Back? Did you enjoy it? I hope so. I hope it made you laugh—how can you not laugh at a video that compares seahorses and English people (by way of mammoths)? Humor aside, the goal of the Big Chart is to compare things that might not normally be compared in order to come up with a single most awesome thing, NCAA-tournament style. It’s absurd, of course (not to mention hilarious at times), but the underlying reasoning really did make me stop and think.

The idea of a “thing crisis”—having so many things in the world that we end up wasting a lot of our time on really crappy things—really hit home. I’ve been trying to live by a very simple philosophy lately: if it doesn’t benefit me, I don’t do it. Reduced to such a simple formulation, it sounds supremely selfish, although it would probably still be selfish even in a more complex form. But the fact of the matter is that I just don’t have the time or energy to do everything that people want me to do. At least three or four times a week I will get calls from people wanting me to do one job or another, and most of the time I say “no.” If it doesn’t advance my studies (primarily my dissertation) or benefit me directly in some way, I don’t even hesitate. Sometimes I do things that I might not normally want to do because, after careful consideration, I realize that they do benefit me in some way (most often in terms of building or maintaining positive relationships), that the return is greater than the investment, so to speak.

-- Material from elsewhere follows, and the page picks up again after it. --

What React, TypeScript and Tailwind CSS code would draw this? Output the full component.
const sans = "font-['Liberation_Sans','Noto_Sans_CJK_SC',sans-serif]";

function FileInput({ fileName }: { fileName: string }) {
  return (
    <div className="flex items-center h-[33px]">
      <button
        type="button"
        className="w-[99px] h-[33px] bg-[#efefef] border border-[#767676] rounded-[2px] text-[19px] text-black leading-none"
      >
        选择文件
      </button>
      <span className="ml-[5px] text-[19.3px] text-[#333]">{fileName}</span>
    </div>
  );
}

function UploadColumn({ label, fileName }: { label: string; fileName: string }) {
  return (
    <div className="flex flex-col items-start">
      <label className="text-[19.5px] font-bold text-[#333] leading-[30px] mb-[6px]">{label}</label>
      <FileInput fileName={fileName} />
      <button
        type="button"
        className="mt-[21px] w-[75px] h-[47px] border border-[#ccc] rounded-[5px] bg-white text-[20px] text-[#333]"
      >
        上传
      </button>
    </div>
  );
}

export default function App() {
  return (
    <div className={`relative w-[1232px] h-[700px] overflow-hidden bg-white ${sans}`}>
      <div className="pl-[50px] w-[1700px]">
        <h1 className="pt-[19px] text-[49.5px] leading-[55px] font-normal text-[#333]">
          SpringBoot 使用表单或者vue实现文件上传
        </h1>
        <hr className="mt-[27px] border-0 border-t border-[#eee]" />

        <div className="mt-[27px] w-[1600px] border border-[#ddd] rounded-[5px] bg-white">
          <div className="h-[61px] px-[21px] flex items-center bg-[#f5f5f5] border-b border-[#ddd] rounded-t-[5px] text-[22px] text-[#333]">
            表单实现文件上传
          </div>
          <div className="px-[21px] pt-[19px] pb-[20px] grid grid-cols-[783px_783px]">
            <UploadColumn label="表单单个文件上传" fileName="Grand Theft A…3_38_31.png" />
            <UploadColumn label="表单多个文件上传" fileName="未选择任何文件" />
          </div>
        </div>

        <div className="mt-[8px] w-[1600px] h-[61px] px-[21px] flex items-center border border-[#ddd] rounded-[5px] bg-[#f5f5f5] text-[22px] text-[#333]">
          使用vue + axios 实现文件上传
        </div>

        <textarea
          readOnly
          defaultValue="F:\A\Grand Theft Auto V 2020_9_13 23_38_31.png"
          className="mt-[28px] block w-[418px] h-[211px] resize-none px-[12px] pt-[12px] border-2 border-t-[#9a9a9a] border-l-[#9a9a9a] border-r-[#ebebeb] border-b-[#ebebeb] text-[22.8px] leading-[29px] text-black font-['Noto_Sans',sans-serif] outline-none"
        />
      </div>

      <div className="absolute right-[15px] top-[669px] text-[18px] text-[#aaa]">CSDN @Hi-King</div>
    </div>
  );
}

This applies mainly to my professional life, though, and not so much to my personal life. And I had to wonder today, as I watched the video, if I was wasting my personal time on crappy things rather than devoting it to awesome things. Take this website, for example. I really like working on it and posting content. I realize that this may come as a surprise, seeing as how little I’ve been doing on the site lately, but it’s true. I would consider this website an awesome thing, for me at least. There are things in my life that are more awesome than this website, and things that are far less awesome than my website. I have never really stopped to think about what sort of hierarchy these things might exist in, though.

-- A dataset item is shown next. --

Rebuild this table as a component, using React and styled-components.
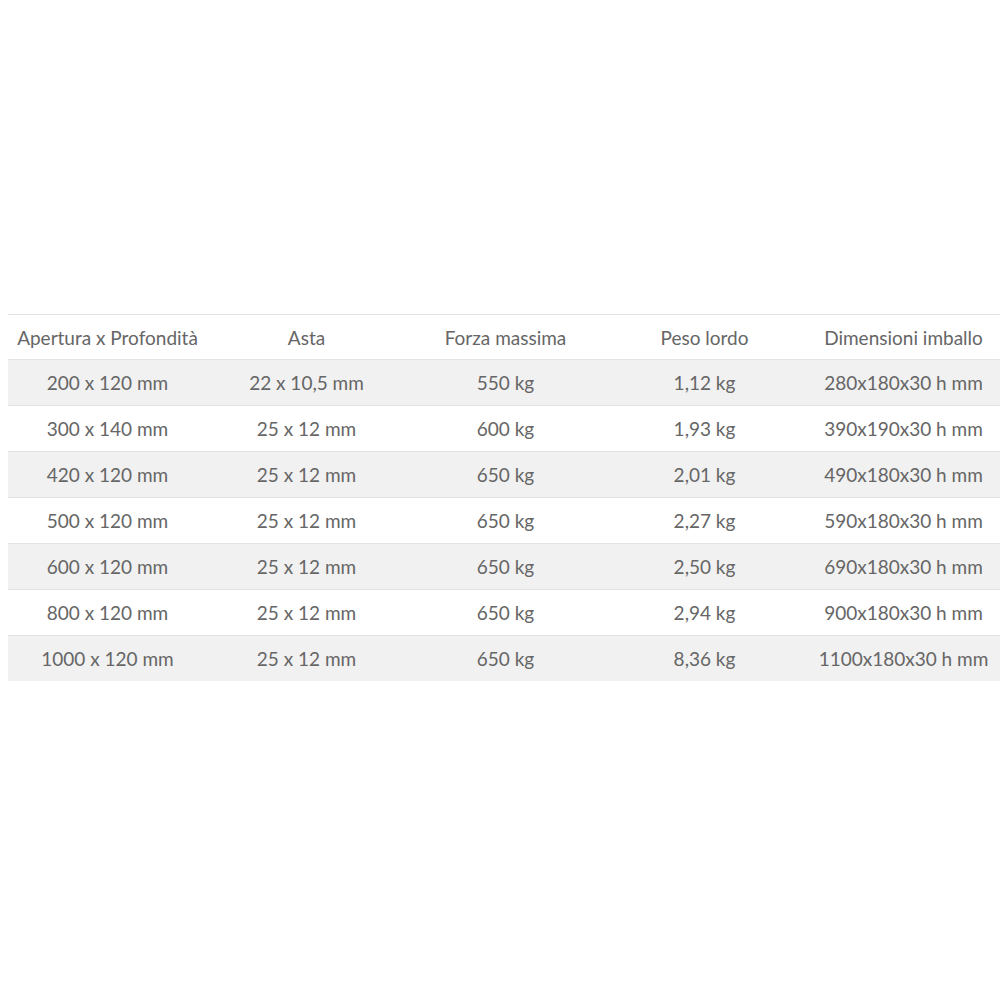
import React from 'react';
import styled, { createGlobalStyle } from 'styled-components';

const GlobalStyle = createGlobalStyle`
  html, body {
    margin: 0;
    padding: 0;
    background: #FFFFFF;
    overflow: hidden;
  }
`;

const Page = styled.div`
  padding: 314px 0 0 8px;
  font-family: Lato, "Liberation Sans", sans-serif;
`;

const Table = styled.table`
  width: 995px;
  border-collapse: collapse;
  table-layout: fixed;
  border-top: 1px solid #E3E3E7;
`;

const HeadCell = styled.th`
  height: 44px;
  padding: 0;
  font-weight: 400;
  font-size: 19px;
  color: #666666;
  text-align: center;
  border-bottom: 1px solid #E3E3E7;
`;

const Row = styled.tr`
  background: ${(props) => (props.striped ? '#F1F1F1' : '#FFFFFF')};
  border-bottom: ${(props) => (props.last ? 'none' : '1px solid #E3E3E7')};
`;

const Cell = styled.td`
  height: 45px;
  padding: 0;
  font-size: 19px;
  color: #666666;
  text-align: center;
`;

const headers = ['Apertura x Profondità', 'Asta', 'Forza massima', 'Peso lordo', 'Dimensioni imballo'];

const rows = [
  ['200 x 120 mm', '22 x 10,5 mm', '550 kg', '1,12 kg', '280x180x30 h mm'],
  ['300 x 140 mm', '25 x 12 mm', '600 kg', '1,93 kg', '390x190x30 h mm'],
  ['420 x 120 mm', '25 x 12 mm', '650 kg', '2,01 kg', '490x180x30 h mm'],
  ['500 x 120 mm', '25 x 12 mm', '650 kg', '2,27 kg', '590x180x30 h mm'],
  ['600 x 120 mm', '25 x 12 mm', '650 kg', '2,50 kg', '690x180x30 h mm'],
  ['800 x 120 mm', '25 x 12 mm', '650 kg', '2,94 kg', '900x180x30 h mm'],
  ['1000 x 120 mm', '25 x 12 mm', '650 kg', '8,36 kg', '1100x180x30 h mm'],
];

const App = () => {
  return (
    <Page>
      <GlobalStyle />
      <Table>
        <thead>
          <tr>
            {headers.map((h) => (
              <HeadCell key={h}>{h}</HeadCell>
            ))}
          </tr>
        </thead>
        <tbody>
          {rows.map((row, i) => (
            <Row key={i} striped={i % 2 === 0} last={i === rows.length - 1}>
              {row.map((value, j) => (
                <Cell key={j}>{value}</Cell>
              ))}
            </Row>
          ))}
        </tbody>
      </Table>
    </Page>
  );
};

export default App;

I didn’t really know where I was going with this note when I started writing it, but it has occurred to me that maybe making a Big Chart of my own would be an interesting diversion. Some might see it as a waste of time, but I think writing down all the things to which I devote my precious time and then seeing where they stand in relation to each other might help me put things into perspective. It might help me prioritize. Or I might just finish writing this and then decide that this is actually a horrible idea. But I’ve put it out there, so let’s see what happens. I can’t make any promises, but man, something has got to change around here.